— START Dataset excerpt —

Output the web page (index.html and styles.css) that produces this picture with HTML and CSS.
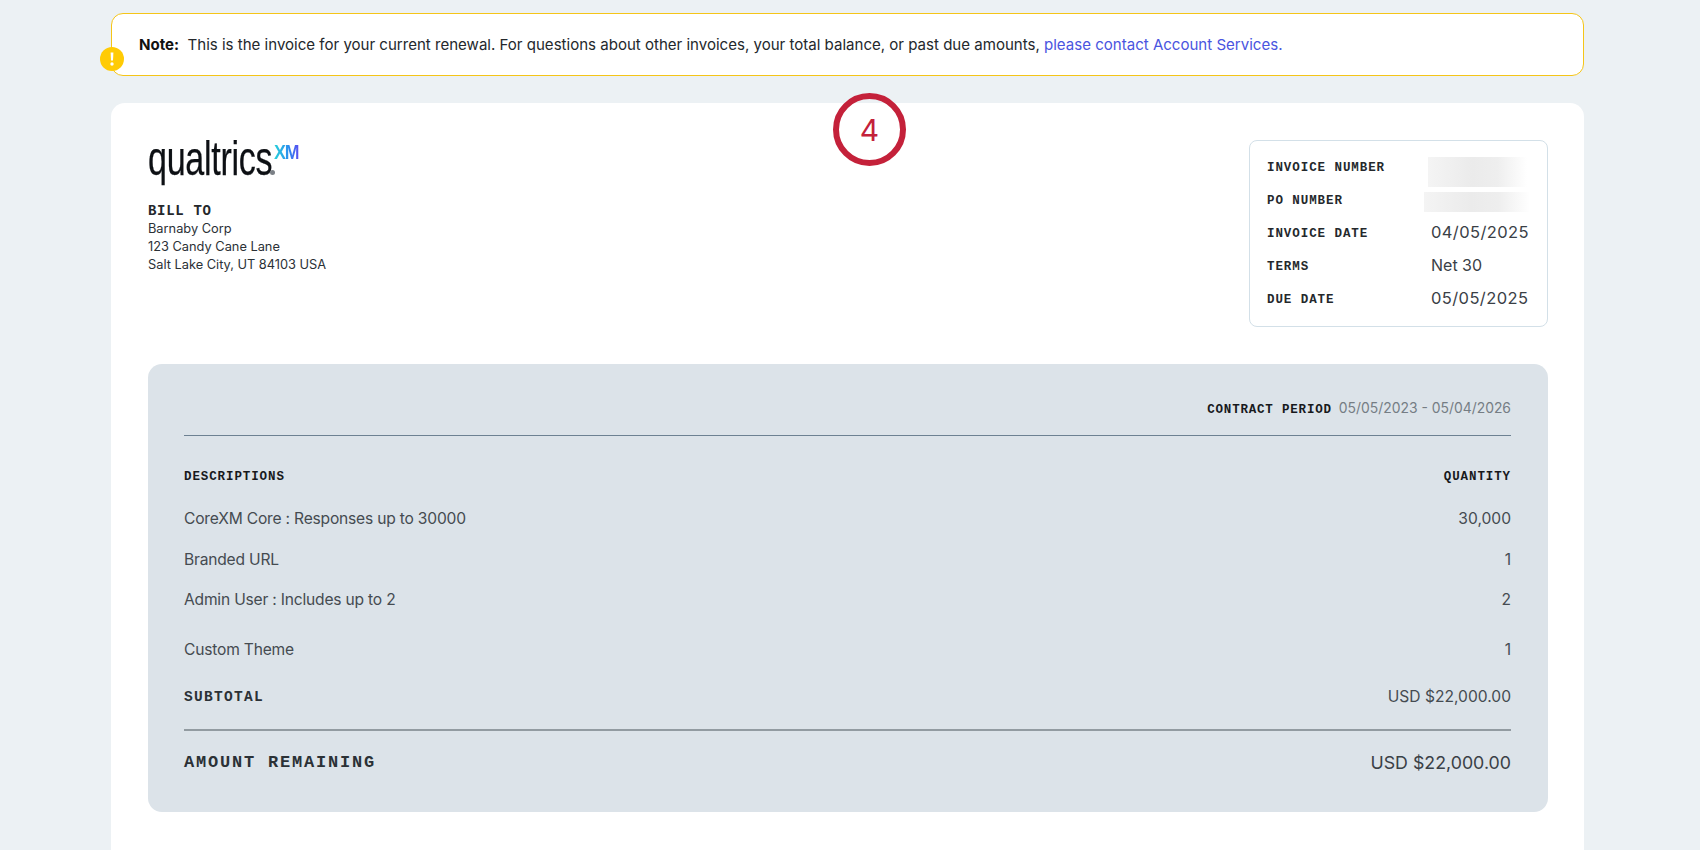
FILE: index.html
```html
<!DOCTYPE html>
<html lang="en">
<head>
<meta charset="utf-8">
<title>Invoice</title>
<link rel="stylesheet" href="styles.css">
</head>
<body>
<main class="page">
  <div class="note">
    <svg class="note-icon" viewBox="0 0 24 24" aria-hidden="true"><circle cx="12" cy="12" r="12" fill="#ffcb05"/><path d="M10.6 5.5h2.8l-.4 8h-2z" fill="#fff"/><circle cx="12" cy="17" r="1.7" fill="#fff"/></svg>
    <p><strong>Note:</strong>&nbsp; This is the invoice for your current renewal. For questions about other invoices, your total balance, or past due amounts, <a href="#">please contact Account Services.</a></p>
  </div>
  <section class="card">
    <div class="marker"><span>4</span></div>
    <header class="top">
      <div class="bill">
        <div class="logo"><span class="logo-word">qualtrics</span><span class="logo-dot"></span><span class="logo-xm">XM</span></div>
        <h2 class="mono bill-title">BILL TO</h2>
        <p>Barnaby Corp</p>
        <p>123 Candy Cane Lane</p>
        <p>Salt Lake City, UT 84103 USA</p>
      </div>
      <dl class="info">
        <dt class="mono">INVOICE NUMBER</dt><dd><span class="blur blur-a"></span></dd>
        <dt class="mono">PO NUMBER</dt><dd><span class="blur blur-b"></span></dd>
        <dt class="mono">INVOICE DATE</dt><dd class="date">04/05/2025</dd>
        <dt class="mono">TERMS</dt><dd>Net 30</dd>
        <dt class="mono">DUE DATE</dt><dd class="date">05/05/2025</dd>
      </dl>
    </header>
    <div class="panel">
      <div class="period"><span class="mono">CONTRACT PERIOD</span><span class="period-val">05/05/2023 - 05/04/2026</span></div>
      <div class="row head mono"><span>DESCRIPTIONS</span><span>QUANTITY</span></div>
      <div class="row item"><span class="desc">CoreXM Core : Responses up to 30000</span><span>30,000</span></div>
      <div class="row item"><span class="desc">Branded URL</span><span>1</span></div>
      <div class="row item"><span class="desc">Admin User : Includes up to 2</span><span>2</span></div>
      <div class="row item item-last"><span class="desc">Custom Theme</span><span>1</span></div>
      <div class="row subtotal"><span class="mono">SUBTOTAL</span><span>USD $22,000.00</span></div>
      <div class="row amount"><span class="mono">AMOUNT REMAINING</span><span>USD $22,000.00</span></div>
    </div>
  </section>
</main>
</body>
</html>
```
FILE: styles.css
```css
* { box-sizing: border-box; margin: 0; padding: 0; }
html, body { height: 850px; overflow: hidden; }
body { background: #ecf1f4; font-family: Inter, "Liberation Sans", sans-serif; color: #2b3136; }
.page { width: 1473px; margin-left: 111px; padding-top: 13px; }
.mono { font-family: "Liberation Mono", "DejaVu Sans Mono", monospace; font-weight: 700; }

.note { position: relative; height: 63px; background: #fff; border: 1px solid #f5c518; border-radius: 12px; padding-left: 27px; display: flex; align-items: center; font-size: 15.05px; color: #24282c; }
.note strong { font-weight: 700; color: #111; }
.note a { color: #4a55e0; text-decoration: none; }
.note-icon { position: absolute; left: -12px; top: 33px; width: 24px; height: 24px; }

.card { position: relative; margin-top: 27px; height: 760px; background: #fff; border-radius: 14px; padding: 37px 36px 0 37px; }
.marker { position: absolute; left: 722px; top: -10px; width: 73px; height: 73px; border: 6px solid #c4213a; border-radius: 50%; display: flex; align-items: center; justify-content: center; color: #c4213a; font-size: 30px; font-weight: 400; }

.top { display: flex; justify-content: space-between; align-items: flex-start; height: 224px; }
.logo { position: relative; height: 52px; width: 152px; }
.logo-word { position: absolute; left: 0; top: -9px; font-family: "Liberation Sans", sans-serif; font-size: 48px; line-height: 56px; color: #0d1014; transform: scaleX(0.71); transform-origin: left top; letter-spacing: -0.4px; -webkit-text-stroke: 0.25px #0d1014; }
.logo-dot { position: absolute; left: 122px; top: 30px; width: 5px; height: 5px; border-radius: 50%; background: #7b8086; }
.logo-xm { position: absolute; left: 126px; top: 1px; font-family: "Liberation Sans", sans-serif; font-weight: 700; font-size: 21px; line-height: 21px; letter-spacing: -1.5px; transform: scaleX(0.85); transform-origin: left top; background: linear-gradient(90deg, #27d3d8, #2b8cf0 60%, #5a4df0); -webkit-background-clip: text; background-clip: text; color: transparent; }
.bill { font-size: 12.8px; line-height: 18px; color: #2b3136; }
.bill-title { font-size: 14px; line-height: 18px; letter-spacing: 0.7px; color: #24282c; margin-top: 10px; }

.info { width: 299px; height: 187px; border: 1px solid #d3e0e8; border-radius: 8px; padding: 10px 17px 9px; display: grid; grid-template-columns: 164px 1fr; grid-auto-rows: 33px; align-items: center; }
.info dt { font-size: 12.5px; letter-spacing: 0.93px; color: #24282c; }
.info dd { font-size: 16px; line-height: 16px; color: #3a4046; position: relative; white-space: nowrap; margin-top: -3px; }
.info .date { font-size: 16.5px; letter-spacing: 0.4px; }
.blur { position: absolute; display: block; background: linear-gradient(90deg, #f4f4f4, #ebebeb 45%, #eeeeee 70%, #fff); }
.blur-a { left: -3px; top: -9px; width: 99px; height: 30px; }
.blur-b { left: -7px; top: -7px; width: 106px; height: 20px; }

.panel { height: 448px; background: #dce3e9; border-radius: 14px; padding: 0 37px 0 36px; }
.period { height: 72px; border-bottom: 1px solid #6d8192; padding-top: 35px; text-align: right; font-size: 13.9px; line-height: 18px; }
.period .mono { font-size: 12.5px; letter-spacing: 0.8px; color: #17191c; }
.period-val { color: #757d84; margin-left: 7px; }
.row { display: flex; justify-content: space-between; align-items: center; }
.head { margin-top: 30px; height: 22px; font-size: 12.5px; letter-spacing: 0.9px; color: #17191c; }
.item { height: 40.5px; font-size: 15.6px; color: #454b51; }
.desc { letter-spacing: -0.2px; }
.head + .item { margin-top: 10.4px; }
.item-last { margin-top: 9px; }
.subtotal { height: 62px; padding-bottom: 5px; border-bottom: 2px solid #929ba1; font-size: 15.6px; color: #454b51; }
.subtotal .mono { font-size: 14.5px; letter-spacing: 1.3px; color: #2b3136; }
.amount { height: 63px; font-size: 17.8px; color: #3a4046; }
.amount .mono { font-size: 17px; letter-spacing: 1.8px; color: #2b3136; }
```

— END Dataset excerpt —

What is asked:
Transcribe the listing above verbatim. Omit the pictures.

Correct answer:
Output the web page (index.html and styles.css) that produces this picture with HTML and CSS.
FILE: index.html
```html
<!DOCTYPE html>
<html lang="en">
<head>
<meta charset="utf-8">
<title>Invoice</title>
<link rel="stylesheet" href="styles.css">
</head>
<body>
<main class="page">
  <div class="note">
    <svg class="note-icon" viewBox="0 0 24 24" aria-hidden="true"><circle cx="12" cy="12" r="12" fill="#ffcb05"/><path d="M10.6 5.5h2.8l-.4 8h-2z" fill="#fff"/><circle cx="12" cy="17" r="1.7" fill="#fff"/></svg>
    <p><strong>Note:</strong>&nbsp; This is the invoice for your current renewal. For questions about other invoices, your total balance, or past due amounts, <a href="#">please contact Account Services.</a></p>
  </div>
  <section class="card">
    <div class="marker"><span>4</span></div>
    <header class="top">
      <div class="bill">
        <div class="logo"><span class="logo-word">qualtrics</span><span class="logo-dot"></span><span class="logo-xm">XM</span></div>
        <h2 class="mono bill-title">BILL TO</h2>
        <p>Barnaby Corp</p>
        <p>123 Candy Cane Lane</p>
        <p>Salt Lake City, UT 84103 USA</p>
      </div>
      <dl class="info">
        <dt class="mono">INVOICE NUMBER</dt><dd><span class="blur blur-a"></span></dd>
        <dt class="mono">PO NUMBER</dt><dd><span class="blur blur-b"></span></dd>
        <dt class="mono">INVOICE DATE</dt><dd class="date">04/05/2025</dd>
        <dt class="mono">TERMS</dt><dd>Net 30</dd>
        <dt class="mono">DUE DATE</dt><dd class="date">05/05/2025</dd>
      </dl>
    </header>
    <div class="panel">
      <div class="period"><span class="mono">CONTRACT PERIOD</span><span class="period-val">05/05/2023 - 05/04/2026</span></div>
      <div class="row head mono"><span>DESCRIPTIONS</span><span>QUANTITY</span></div>
      <div class="row item"><span class="desc">CoreXM Core : Responses up to 30000</span><span>30,000</span></div>
      <div class="row item"><span class="desc">Branded URL</span><span>1</span></div>
      <div class="row item"><span class="desc">Admin User : Includes up to 2</span><span>2</span></div>
      <div class="row item item-last"><span class="desc">Custom Theme</span><span>1</span></div>
      <div class="row subtotal"><span class="mono">SUBTOTAL</span><span>USD $22,000.00</span></div>
      <div class="row amount"><span class="mono">AMOUNT REMAINING</span><span>USD $22,000.00</span></div>
    </div>
  </section>
</main>
</body>
</html>
```
FILE: styles.css
```css
* { box-sizing: border-box; margin: 0; padding: 0; }
html, body { height: 850px; overflow: hidden; }
body { background: #ecf1f4; font-family: Inter, "Liberation Sans", sans-serif; color: #2b3136; }
.page { width: 1473px; margin-left: 111px; padding-top: 13px; }
.mono { font-family: "Liberation Mono", "DejaVu Sans Mono", monospace; font-weight: 700; }

.note { position: relative; height: 63px; background: #fff; border: 1px solid #f5c518; border-radius: 12px; padding-left: 27px; display: flex; align-items: center; font-size: 15.05px; color: #24282c; }
.note strong { font-weight: 700; color: #111; }
.note a { color: #4a55e0; text-decoration: none; }
.note-icon { position: absolute; left: -12px; top: 33px; width: 24px; height: 24px; }

.card { position: relative; margin-top: 27px; height: 760px; background: #fff; border-radius: 14px; padding: 37px 36px 0 37px; }
.marker { position: absolute; left: 722px; top: -10px; width: 73px; height: 73px; border: 6px solid #c4213a; border-radius: 50%; display: flex; align-items: center; justify-content: center; color: #c4213a; font-size: 30px; font-weight: 400; }

.top { display: flex; justify-content: space-between; align-items: flex-start; height: 224px; }
.logo { position: relative; height: 52px; width: 152px; }
.logo-word { position: absolute; left: 0; top: -9px; font-family: "Liberation Sans", sans-serif; font-size: 48px; line-height: 56px; color: #0d1014; transform: scaleX(0.71); transform-origin: left top; letter-spacing: -0.4px; -webkit-text-stroke: 0.25px #0d1014; }
.logo-dot { position: absolute; left: 122px; top: 30px; width: 5px; height: 5px; border-radius: 50%; background: #7b8086; }
.logo-xm { position: absolute; left: 126px; top: 1px; font-family: "Liberation Sans", sans-serif; font-weight: 700; font-size: 21px; line-height: 21px; letter-spacing: -1.5px; transform: scaleX(0.85); transform-origin: left top; background: linear-gradient(90deg, #27d3d8, #2b8cf0 60%, #5a4df0); -webkit-background-clip: text; background-clip: text; color: transparent; }
.bill { font-size: 12.8px; line-height: 18px; color: #2b3136; }
.bill-title { font-size: 14px; line-height: 18px; letter-spacing: 0.7px; color: #24282c; margin-top: 10px; }

.info { width: 299px; height: 187px; border: 1px solid #d3e0e8; border-radius: 8px; padding: 10px 17px 9px; display: grid; grid-template-columns: 164px 1fr; grid-auto-rows: 33px; align-items: center; }
.info dt { font-size: 12.5px; letter-spacing: 0.93px; color: #24282c; }
.info dd { font-size: 16px; line-height: 16px; color: #3a4046; position: relative; white-space: nowrap; margin-top: -3px; }
.info .date { font-size: 16.5px; letter-spacing: 0.4px; }
.blur { position: absolute; display: block; background: linear-gradient(90deg, #f4f4f4, #ebebeb 45%, #eeeeee 70%, #fff); }
.blur-a { left: -3px; top: -9px; width: 99px; height: 30px; }
.blur-b { left: -7px; top: -7px; width: 106px; height: 20px; }

.panel { height: 448px; background: #dce3e9; border-radius: 14px; padding: 0 37px 0 36px; }
.period { height: 72px; border-bottom: 1px solid #6d8192; padding-top: 35px; text-align: right; font-size: 13.9px; line-height: 18px; }
.period .mono { font-size: 12.5px; letter-spacing: 0.8px; color: #17191c; }
.period-val { color: #757d84; margin-left: 7px; }
.row { display: flex; justify-content: space-between; align-items: center; }
.head { margin-top: 30px; height: 22px; font-size: 12.5px; letter-spacing: 0.9px; color: #17191c; }
.item { height: 40.5px; font-size: 15.6px; color: #454b51; }
.desc { letter-spacing: -0.2px; }
.head + .item { margin-top: 10.4px; }
.item-last { margin-top: 9px; }
.subtotal { height: 62px; padding-bottom: 5px; border-bottom: 2px solid #929ba1; font-size: 15.6px; color: #454b51; }
.subtotal .mono { font-size: 14.5px; letter-spacing: 1.3px; color: #2b3136; }
.amount { height: 63px; font-size: 17.8px; color: #3a4046; }
.amount .mono { font-size: 17px; letter-spacing: 1.8px; color: #2b3136; }
```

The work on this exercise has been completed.